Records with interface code
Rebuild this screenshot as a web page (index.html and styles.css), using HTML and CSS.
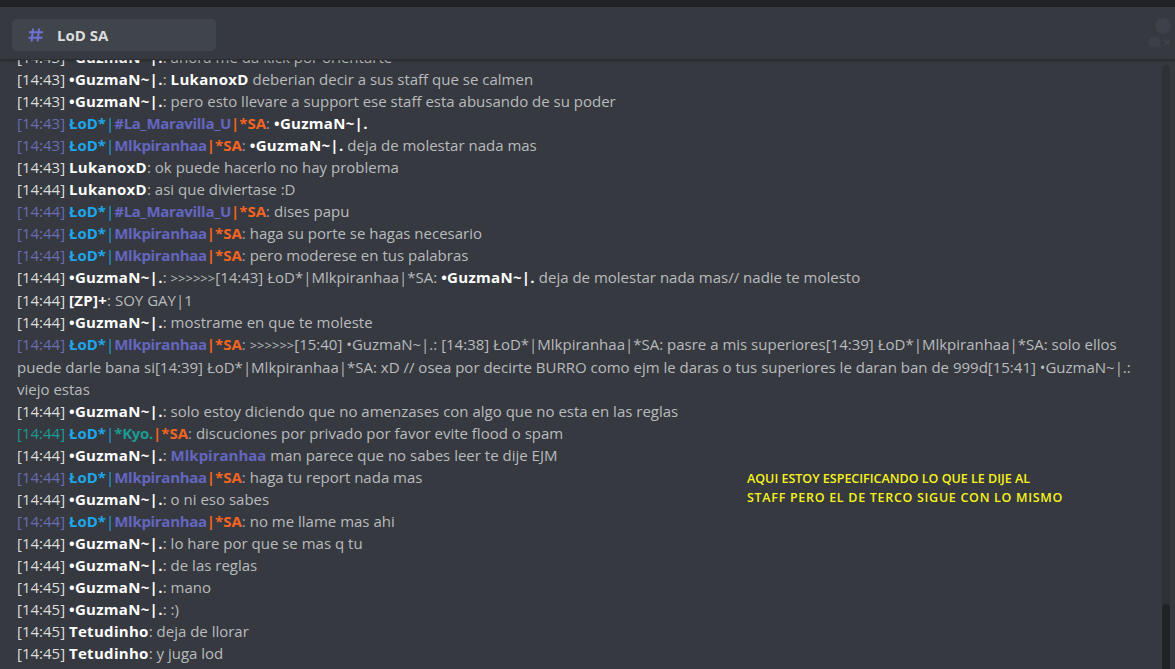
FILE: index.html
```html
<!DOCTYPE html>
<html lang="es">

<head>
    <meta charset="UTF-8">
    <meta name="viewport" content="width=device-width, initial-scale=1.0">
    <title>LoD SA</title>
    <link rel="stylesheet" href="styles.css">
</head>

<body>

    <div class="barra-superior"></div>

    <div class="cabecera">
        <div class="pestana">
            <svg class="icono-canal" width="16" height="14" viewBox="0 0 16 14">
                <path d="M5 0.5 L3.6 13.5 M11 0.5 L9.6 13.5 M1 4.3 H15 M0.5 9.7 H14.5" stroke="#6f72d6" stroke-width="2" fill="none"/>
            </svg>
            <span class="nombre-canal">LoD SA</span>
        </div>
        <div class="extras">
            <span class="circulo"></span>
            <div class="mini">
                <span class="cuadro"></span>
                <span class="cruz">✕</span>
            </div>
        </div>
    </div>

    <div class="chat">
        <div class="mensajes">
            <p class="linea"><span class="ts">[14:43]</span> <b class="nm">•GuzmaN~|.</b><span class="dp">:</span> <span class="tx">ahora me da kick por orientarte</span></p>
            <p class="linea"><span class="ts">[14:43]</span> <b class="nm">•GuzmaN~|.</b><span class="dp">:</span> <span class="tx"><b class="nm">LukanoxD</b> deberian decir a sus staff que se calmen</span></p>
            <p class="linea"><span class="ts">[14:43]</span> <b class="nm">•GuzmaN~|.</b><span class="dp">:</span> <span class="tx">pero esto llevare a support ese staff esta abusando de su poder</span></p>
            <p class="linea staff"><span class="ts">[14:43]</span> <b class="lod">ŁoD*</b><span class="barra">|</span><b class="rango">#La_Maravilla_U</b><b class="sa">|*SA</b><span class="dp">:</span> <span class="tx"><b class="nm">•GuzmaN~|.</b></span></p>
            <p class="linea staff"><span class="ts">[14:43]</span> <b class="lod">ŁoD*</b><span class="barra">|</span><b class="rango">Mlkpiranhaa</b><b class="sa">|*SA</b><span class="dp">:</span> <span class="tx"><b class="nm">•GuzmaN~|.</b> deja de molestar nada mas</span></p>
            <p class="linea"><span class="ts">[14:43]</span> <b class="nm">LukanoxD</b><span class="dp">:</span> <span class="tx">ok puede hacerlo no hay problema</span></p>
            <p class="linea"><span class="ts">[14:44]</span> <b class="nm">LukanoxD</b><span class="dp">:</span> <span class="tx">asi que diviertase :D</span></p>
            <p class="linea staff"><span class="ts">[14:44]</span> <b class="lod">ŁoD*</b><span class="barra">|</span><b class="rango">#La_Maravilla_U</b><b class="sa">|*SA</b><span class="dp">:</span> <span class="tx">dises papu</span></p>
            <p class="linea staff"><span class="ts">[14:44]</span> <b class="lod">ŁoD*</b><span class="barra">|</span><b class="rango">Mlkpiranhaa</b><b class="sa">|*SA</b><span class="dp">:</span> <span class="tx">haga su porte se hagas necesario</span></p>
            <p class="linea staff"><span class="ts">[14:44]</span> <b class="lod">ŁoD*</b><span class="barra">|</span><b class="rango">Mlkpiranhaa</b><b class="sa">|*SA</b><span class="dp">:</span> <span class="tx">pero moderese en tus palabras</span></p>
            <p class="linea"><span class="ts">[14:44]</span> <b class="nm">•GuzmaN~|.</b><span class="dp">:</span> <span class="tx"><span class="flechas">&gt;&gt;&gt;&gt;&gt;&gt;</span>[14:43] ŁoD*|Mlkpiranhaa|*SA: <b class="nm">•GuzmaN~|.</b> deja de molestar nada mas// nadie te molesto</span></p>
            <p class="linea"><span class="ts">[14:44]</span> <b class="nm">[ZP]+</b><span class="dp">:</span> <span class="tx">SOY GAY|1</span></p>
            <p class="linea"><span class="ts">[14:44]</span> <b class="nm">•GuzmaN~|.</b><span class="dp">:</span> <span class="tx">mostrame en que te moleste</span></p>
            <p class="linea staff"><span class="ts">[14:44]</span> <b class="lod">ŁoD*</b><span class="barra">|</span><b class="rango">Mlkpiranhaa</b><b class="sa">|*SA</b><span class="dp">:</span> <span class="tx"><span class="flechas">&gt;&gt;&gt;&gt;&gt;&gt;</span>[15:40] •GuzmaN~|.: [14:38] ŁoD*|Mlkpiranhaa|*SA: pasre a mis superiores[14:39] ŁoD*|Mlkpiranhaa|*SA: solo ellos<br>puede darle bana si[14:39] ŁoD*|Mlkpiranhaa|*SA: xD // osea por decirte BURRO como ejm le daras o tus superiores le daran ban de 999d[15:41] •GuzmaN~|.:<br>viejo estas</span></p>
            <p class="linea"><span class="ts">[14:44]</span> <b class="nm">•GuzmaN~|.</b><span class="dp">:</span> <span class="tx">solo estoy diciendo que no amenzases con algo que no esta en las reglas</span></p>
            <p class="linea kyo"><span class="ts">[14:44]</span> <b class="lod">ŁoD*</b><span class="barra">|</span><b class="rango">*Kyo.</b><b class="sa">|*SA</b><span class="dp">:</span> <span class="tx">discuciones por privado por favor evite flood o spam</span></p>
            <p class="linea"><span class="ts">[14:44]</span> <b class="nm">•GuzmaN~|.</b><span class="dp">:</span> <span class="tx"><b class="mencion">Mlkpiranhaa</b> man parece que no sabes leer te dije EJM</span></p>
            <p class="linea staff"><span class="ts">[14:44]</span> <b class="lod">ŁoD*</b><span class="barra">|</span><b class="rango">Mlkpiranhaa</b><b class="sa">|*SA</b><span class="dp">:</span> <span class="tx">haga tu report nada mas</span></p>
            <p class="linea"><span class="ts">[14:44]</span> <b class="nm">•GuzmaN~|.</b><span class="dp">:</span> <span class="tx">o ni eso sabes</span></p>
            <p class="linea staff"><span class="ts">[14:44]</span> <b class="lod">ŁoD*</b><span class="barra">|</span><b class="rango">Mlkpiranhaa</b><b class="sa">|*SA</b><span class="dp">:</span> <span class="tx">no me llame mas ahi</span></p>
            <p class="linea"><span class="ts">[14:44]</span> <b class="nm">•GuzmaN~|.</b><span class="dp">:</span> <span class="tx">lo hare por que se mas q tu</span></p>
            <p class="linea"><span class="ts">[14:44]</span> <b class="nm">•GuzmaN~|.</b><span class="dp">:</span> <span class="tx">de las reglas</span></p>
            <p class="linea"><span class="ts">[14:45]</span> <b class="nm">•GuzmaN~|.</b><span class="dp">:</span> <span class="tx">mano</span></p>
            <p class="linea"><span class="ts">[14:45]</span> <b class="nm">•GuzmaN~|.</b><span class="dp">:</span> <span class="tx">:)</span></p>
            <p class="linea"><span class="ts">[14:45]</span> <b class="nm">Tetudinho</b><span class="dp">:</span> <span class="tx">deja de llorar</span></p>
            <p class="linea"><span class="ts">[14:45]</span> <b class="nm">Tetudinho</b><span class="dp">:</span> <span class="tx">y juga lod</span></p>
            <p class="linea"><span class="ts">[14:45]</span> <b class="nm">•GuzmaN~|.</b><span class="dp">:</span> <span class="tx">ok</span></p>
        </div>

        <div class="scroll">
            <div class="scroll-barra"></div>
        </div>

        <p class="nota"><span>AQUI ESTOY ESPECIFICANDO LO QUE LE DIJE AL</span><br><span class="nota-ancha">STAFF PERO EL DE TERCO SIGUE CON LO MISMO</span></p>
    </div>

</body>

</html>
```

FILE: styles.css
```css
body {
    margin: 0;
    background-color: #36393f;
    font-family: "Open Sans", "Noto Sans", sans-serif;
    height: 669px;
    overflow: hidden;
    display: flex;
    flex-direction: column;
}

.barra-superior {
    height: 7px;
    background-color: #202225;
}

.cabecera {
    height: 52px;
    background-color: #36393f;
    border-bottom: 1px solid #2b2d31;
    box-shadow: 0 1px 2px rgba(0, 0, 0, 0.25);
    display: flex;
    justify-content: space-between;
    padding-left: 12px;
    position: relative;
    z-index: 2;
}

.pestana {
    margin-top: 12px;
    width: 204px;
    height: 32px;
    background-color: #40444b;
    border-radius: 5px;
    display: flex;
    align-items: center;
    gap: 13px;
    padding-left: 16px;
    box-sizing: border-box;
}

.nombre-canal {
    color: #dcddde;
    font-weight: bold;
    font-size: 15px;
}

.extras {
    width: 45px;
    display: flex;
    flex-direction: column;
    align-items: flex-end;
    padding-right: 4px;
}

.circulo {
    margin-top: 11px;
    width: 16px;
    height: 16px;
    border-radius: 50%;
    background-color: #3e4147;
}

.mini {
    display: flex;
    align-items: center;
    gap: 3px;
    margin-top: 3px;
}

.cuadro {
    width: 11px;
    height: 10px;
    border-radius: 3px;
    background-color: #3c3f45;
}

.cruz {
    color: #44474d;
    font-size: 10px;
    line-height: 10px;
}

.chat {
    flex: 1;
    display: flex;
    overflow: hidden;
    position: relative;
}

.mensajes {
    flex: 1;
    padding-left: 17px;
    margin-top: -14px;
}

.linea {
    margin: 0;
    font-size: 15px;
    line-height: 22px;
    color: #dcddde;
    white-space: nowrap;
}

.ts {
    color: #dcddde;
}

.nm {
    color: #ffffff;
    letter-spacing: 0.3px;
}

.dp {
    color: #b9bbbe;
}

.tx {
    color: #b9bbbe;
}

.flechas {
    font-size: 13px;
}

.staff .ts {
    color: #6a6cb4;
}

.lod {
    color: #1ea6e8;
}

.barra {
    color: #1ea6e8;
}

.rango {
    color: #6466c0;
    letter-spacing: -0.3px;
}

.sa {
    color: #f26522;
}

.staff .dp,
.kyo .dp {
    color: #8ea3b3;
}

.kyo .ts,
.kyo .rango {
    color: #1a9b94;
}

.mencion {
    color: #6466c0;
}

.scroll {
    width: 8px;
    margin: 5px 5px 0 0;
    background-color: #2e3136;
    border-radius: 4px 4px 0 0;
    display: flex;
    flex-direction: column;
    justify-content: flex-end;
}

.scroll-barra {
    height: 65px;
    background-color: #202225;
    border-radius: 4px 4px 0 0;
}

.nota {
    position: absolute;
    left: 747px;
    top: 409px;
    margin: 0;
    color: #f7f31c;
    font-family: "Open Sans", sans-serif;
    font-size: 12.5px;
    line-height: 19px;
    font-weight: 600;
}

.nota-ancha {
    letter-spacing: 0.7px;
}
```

--

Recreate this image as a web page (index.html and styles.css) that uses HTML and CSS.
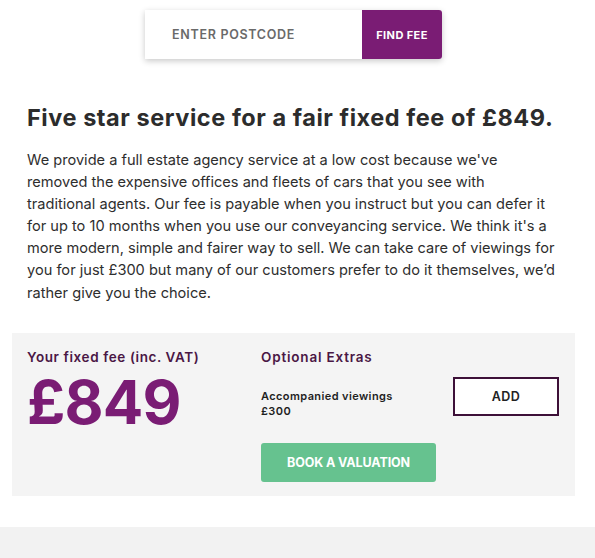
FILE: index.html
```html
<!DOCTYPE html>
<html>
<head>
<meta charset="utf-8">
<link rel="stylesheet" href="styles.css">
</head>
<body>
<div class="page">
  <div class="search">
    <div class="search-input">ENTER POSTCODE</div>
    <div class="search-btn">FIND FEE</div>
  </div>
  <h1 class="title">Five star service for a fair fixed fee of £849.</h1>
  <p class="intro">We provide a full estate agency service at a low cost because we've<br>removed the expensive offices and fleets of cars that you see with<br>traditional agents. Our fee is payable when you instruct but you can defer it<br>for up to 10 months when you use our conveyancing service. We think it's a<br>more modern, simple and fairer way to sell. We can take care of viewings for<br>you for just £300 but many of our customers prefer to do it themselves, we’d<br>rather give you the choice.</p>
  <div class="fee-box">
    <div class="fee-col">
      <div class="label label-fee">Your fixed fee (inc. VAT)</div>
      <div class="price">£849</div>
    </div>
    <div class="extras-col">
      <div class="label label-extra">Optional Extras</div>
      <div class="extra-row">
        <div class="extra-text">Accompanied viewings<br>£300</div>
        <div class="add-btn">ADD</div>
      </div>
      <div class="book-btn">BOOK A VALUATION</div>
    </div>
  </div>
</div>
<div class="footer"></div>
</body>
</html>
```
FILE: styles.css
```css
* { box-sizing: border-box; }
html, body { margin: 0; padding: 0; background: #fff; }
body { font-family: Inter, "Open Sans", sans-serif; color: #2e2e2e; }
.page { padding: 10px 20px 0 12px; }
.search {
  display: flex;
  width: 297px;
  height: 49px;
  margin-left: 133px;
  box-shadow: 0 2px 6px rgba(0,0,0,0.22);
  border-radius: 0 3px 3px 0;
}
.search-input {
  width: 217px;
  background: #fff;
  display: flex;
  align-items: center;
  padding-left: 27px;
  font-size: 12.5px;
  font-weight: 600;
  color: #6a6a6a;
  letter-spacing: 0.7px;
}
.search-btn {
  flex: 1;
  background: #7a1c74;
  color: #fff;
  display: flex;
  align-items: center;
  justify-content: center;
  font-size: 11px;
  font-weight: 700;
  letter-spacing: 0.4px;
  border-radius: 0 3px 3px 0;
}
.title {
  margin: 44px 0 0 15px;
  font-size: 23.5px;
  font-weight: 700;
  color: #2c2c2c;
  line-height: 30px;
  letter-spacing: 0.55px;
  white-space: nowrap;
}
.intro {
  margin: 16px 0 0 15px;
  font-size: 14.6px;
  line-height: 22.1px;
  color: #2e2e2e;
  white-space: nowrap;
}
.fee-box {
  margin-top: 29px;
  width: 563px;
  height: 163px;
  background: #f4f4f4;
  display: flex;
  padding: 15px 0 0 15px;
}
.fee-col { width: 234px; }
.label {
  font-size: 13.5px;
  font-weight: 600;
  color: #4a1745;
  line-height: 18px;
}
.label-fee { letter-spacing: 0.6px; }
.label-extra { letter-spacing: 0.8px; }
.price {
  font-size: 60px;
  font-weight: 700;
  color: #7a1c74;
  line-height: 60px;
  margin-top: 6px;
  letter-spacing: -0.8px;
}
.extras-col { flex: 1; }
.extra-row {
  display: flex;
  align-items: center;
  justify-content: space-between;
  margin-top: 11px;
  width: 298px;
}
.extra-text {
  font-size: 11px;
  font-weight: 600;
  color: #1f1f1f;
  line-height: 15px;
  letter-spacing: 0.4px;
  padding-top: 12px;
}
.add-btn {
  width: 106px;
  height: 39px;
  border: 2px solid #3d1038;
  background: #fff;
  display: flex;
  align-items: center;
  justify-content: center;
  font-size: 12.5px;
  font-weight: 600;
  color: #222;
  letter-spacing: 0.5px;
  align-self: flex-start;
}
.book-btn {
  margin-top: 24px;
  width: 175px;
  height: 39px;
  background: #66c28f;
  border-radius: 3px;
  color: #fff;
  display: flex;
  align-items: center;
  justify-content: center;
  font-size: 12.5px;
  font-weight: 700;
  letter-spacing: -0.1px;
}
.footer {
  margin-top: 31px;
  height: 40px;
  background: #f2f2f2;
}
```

*Work to do*.
Look through the entries above for the word "page". Copy every line where it shows up.

*Exercise output*.
Rebuild this screenshot as a web page (index.html and styles.css), using HTML and CSS.
Recreate this image as a web page (index.html and styles.css) that uses HTML and CSS.
<div class="page">
.page { padding: 10px 20px 0 12px; }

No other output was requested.